◆ DATA LINES:
....
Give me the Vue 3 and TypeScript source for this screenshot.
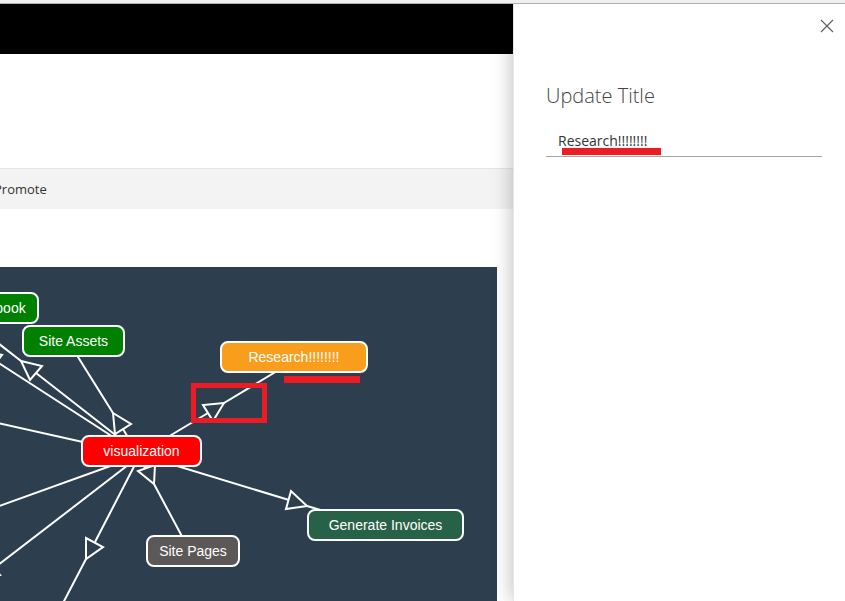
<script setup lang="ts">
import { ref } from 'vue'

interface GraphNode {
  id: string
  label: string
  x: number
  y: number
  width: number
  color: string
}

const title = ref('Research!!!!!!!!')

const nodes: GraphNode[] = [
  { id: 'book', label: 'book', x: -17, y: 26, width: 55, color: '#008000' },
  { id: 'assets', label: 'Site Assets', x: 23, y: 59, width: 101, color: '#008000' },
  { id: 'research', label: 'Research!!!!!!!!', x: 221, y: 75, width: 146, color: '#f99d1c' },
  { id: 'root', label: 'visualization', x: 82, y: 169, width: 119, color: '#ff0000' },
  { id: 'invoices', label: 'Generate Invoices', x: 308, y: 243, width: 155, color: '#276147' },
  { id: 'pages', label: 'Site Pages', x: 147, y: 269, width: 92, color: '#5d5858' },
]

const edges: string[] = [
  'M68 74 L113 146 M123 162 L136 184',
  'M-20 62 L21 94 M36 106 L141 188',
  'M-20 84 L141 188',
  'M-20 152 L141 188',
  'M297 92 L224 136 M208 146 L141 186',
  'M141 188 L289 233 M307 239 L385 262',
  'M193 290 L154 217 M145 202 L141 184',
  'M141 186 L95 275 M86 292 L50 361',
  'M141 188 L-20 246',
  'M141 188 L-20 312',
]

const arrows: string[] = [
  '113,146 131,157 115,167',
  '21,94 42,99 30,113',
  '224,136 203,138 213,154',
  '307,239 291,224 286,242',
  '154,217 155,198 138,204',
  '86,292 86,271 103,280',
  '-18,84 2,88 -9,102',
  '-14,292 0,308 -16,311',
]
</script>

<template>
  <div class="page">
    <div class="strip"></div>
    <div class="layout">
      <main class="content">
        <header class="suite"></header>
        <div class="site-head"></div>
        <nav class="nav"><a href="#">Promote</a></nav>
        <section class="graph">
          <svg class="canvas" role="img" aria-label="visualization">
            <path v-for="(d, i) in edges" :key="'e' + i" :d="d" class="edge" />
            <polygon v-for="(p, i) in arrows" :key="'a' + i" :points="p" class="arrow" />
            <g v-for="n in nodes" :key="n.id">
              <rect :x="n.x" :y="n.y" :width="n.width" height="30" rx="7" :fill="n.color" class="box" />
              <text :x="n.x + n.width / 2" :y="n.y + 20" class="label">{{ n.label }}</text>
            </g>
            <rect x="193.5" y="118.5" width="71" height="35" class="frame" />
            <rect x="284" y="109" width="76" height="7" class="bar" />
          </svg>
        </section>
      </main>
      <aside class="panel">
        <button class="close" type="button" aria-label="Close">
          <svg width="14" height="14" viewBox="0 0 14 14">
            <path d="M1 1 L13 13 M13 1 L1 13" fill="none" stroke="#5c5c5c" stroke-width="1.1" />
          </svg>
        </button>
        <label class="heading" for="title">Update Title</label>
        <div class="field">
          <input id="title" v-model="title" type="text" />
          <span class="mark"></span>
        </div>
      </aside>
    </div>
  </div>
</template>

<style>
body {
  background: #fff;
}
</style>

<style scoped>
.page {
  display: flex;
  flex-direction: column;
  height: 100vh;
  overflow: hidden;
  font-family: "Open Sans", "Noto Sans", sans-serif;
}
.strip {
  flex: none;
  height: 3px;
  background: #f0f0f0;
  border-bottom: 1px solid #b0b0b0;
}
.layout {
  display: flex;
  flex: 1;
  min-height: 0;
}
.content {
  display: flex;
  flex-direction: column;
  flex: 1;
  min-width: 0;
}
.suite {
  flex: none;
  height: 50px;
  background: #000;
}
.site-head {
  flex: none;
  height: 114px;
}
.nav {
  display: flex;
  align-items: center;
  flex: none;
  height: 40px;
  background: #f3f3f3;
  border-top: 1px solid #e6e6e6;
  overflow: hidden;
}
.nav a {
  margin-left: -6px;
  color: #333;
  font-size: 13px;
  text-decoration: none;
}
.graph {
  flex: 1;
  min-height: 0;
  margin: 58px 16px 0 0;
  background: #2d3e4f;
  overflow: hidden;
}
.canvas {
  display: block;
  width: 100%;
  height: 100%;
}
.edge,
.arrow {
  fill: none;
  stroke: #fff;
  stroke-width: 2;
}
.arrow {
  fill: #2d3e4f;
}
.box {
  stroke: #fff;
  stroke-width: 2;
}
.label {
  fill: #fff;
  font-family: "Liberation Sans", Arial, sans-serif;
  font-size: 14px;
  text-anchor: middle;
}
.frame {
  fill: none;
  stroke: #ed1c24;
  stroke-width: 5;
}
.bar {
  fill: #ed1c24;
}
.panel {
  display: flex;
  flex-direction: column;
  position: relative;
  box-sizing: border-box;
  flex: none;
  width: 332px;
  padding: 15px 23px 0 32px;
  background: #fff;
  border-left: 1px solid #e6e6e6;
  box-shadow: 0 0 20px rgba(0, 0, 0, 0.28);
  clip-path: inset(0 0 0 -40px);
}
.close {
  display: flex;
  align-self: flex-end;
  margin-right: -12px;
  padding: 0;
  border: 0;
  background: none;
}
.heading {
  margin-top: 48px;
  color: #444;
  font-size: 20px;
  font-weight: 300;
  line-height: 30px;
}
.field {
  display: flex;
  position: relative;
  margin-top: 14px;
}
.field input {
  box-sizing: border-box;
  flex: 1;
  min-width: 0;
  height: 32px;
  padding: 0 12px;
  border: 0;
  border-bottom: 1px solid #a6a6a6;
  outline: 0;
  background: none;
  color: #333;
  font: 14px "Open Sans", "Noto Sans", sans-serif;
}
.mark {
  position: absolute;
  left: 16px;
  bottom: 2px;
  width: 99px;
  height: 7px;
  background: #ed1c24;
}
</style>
....
◆ WRITTEN INSTRUCTION:
From the top of the listing above, repeat each line exactly until you reach the line containing "const title = ref('Research!!!!!!!!')", and repeat that one too. Leave the pictures out.

◆ RESPONSE:
Give me the Vue 3 and TypeScript source for this screenshot.
<script setup lang="ts">
import { ref } from 'vue'

interface GraphNode {
  id: string
  label: string
  x: number
  y: number
  width: number
  color: string
}

const title = ref('Research!!!!!!!!')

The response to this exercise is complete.